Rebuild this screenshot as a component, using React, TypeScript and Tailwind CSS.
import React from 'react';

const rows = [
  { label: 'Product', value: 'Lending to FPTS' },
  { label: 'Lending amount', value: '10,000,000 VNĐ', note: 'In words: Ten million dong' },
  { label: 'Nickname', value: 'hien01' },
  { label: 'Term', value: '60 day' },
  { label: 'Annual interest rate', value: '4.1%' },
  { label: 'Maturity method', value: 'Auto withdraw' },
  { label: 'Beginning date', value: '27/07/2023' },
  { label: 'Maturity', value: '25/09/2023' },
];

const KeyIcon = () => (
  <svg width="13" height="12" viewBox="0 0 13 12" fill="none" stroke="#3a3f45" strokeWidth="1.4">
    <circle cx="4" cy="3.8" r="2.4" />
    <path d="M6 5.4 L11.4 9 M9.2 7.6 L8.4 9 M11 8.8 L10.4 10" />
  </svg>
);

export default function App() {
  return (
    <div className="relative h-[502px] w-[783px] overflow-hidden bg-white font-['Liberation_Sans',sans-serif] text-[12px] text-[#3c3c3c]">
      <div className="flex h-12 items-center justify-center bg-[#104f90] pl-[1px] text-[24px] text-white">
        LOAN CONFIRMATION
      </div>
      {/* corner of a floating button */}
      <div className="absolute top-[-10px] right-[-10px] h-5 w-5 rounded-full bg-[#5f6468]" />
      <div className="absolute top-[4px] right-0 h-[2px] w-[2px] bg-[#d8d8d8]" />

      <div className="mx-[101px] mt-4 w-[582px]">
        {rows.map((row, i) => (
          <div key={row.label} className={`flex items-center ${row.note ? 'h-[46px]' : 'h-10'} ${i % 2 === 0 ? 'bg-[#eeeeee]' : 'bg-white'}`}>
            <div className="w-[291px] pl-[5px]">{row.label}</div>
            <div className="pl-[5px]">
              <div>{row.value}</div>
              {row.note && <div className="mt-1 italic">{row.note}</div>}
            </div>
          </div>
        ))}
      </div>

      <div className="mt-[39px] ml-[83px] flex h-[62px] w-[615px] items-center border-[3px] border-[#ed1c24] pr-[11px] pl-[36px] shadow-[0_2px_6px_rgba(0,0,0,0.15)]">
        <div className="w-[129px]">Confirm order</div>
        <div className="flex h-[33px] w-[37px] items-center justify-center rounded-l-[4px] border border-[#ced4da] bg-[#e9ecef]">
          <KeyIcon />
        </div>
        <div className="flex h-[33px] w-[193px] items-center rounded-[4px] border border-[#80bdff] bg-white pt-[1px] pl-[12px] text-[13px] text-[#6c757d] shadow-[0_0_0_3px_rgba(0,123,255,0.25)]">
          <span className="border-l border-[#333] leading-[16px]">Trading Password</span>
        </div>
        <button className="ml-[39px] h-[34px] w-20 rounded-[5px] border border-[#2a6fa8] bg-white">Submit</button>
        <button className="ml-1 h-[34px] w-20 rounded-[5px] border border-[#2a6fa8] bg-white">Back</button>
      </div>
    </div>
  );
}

...

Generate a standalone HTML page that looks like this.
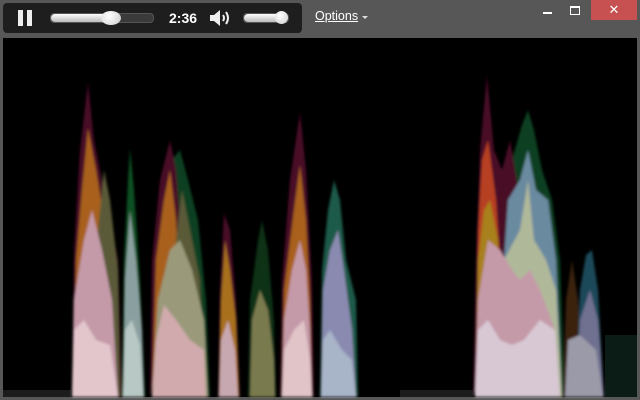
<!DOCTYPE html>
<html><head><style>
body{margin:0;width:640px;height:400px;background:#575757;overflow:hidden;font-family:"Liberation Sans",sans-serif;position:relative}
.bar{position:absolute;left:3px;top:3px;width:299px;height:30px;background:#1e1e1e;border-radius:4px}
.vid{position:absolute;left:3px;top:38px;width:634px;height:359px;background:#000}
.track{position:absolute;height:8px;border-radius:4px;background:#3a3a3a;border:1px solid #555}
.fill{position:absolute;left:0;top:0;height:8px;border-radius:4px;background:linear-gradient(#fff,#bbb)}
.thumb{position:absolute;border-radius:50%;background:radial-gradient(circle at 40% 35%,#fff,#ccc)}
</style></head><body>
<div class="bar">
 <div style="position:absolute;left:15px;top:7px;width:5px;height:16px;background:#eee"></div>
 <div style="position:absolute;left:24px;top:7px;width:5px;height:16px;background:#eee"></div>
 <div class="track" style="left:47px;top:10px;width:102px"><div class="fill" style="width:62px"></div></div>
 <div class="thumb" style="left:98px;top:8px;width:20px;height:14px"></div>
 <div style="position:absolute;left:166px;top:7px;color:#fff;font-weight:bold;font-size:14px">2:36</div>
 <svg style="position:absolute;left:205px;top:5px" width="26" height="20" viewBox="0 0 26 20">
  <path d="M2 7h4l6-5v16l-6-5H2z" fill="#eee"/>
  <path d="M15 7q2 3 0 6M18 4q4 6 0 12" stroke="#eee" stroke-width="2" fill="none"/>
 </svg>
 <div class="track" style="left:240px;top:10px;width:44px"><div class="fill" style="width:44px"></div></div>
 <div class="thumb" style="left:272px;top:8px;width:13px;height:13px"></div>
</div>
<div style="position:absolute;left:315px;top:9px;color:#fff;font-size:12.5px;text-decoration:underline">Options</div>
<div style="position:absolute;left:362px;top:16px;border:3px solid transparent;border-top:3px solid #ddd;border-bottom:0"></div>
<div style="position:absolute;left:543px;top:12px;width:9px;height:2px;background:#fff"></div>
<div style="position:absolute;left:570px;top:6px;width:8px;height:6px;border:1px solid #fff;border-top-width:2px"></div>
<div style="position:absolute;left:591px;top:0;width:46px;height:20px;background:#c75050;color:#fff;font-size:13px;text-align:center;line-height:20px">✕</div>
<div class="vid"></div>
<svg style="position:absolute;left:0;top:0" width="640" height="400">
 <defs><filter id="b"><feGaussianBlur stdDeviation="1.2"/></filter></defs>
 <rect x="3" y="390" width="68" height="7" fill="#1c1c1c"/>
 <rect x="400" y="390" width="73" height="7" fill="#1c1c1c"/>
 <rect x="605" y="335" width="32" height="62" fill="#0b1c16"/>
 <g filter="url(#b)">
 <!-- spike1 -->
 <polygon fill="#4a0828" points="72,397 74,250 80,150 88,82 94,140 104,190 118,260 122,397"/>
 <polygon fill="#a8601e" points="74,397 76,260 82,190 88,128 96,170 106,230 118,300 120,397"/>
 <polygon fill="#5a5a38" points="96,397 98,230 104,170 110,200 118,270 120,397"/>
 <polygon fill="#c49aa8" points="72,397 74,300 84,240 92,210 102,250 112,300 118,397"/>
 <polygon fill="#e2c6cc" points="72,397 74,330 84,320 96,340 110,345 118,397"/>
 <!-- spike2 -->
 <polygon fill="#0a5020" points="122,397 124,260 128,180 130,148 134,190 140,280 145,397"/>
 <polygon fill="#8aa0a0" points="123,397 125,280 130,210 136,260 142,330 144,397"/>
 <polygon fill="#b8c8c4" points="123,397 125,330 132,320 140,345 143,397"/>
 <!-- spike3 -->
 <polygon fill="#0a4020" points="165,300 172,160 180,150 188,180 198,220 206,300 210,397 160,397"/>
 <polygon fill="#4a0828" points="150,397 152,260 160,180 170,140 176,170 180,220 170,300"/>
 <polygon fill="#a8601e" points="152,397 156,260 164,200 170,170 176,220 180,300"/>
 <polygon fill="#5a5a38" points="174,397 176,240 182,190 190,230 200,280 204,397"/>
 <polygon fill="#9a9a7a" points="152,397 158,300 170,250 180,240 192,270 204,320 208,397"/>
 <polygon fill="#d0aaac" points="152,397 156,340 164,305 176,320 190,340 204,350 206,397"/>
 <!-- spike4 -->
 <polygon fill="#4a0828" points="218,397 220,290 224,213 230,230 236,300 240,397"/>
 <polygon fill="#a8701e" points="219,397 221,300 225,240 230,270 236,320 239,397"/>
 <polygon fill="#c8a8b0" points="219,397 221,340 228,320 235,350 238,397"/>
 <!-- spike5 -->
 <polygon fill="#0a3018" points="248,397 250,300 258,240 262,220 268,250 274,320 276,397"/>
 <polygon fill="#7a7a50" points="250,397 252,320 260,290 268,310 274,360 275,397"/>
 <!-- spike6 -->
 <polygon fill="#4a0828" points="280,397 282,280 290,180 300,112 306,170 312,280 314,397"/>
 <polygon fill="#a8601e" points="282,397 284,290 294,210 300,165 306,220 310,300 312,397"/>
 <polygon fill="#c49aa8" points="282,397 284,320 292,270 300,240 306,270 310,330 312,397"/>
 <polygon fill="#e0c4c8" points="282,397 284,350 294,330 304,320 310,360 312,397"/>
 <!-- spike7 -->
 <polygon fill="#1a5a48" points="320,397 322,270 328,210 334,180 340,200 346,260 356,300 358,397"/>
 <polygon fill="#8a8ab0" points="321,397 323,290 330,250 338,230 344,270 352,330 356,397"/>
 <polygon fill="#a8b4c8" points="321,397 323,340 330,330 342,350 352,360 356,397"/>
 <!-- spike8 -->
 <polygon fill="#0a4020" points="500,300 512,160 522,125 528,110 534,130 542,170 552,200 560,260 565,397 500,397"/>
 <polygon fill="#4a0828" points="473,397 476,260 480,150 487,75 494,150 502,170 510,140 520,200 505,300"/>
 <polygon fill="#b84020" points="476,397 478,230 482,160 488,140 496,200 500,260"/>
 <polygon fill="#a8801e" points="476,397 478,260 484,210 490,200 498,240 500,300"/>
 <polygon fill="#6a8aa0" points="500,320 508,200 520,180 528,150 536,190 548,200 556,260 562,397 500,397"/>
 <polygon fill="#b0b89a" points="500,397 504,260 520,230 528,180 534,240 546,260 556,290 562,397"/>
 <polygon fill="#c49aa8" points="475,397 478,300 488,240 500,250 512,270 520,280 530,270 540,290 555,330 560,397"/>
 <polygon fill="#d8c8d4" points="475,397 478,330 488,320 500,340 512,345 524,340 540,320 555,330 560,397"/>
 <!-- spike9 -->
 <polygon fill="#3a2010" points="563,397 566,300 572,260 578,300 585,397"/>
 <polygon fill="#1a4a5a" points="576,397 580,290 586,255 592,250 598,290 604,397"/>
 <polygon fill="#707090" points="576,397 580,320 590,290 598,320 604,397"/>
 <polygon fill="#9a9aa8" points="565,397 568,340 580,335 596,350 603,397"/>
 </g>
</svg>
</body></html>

INSTRUCTION
Only a number is expected here: the count of lines in the listing that hold the string "this".

SOLUTION BELOW
2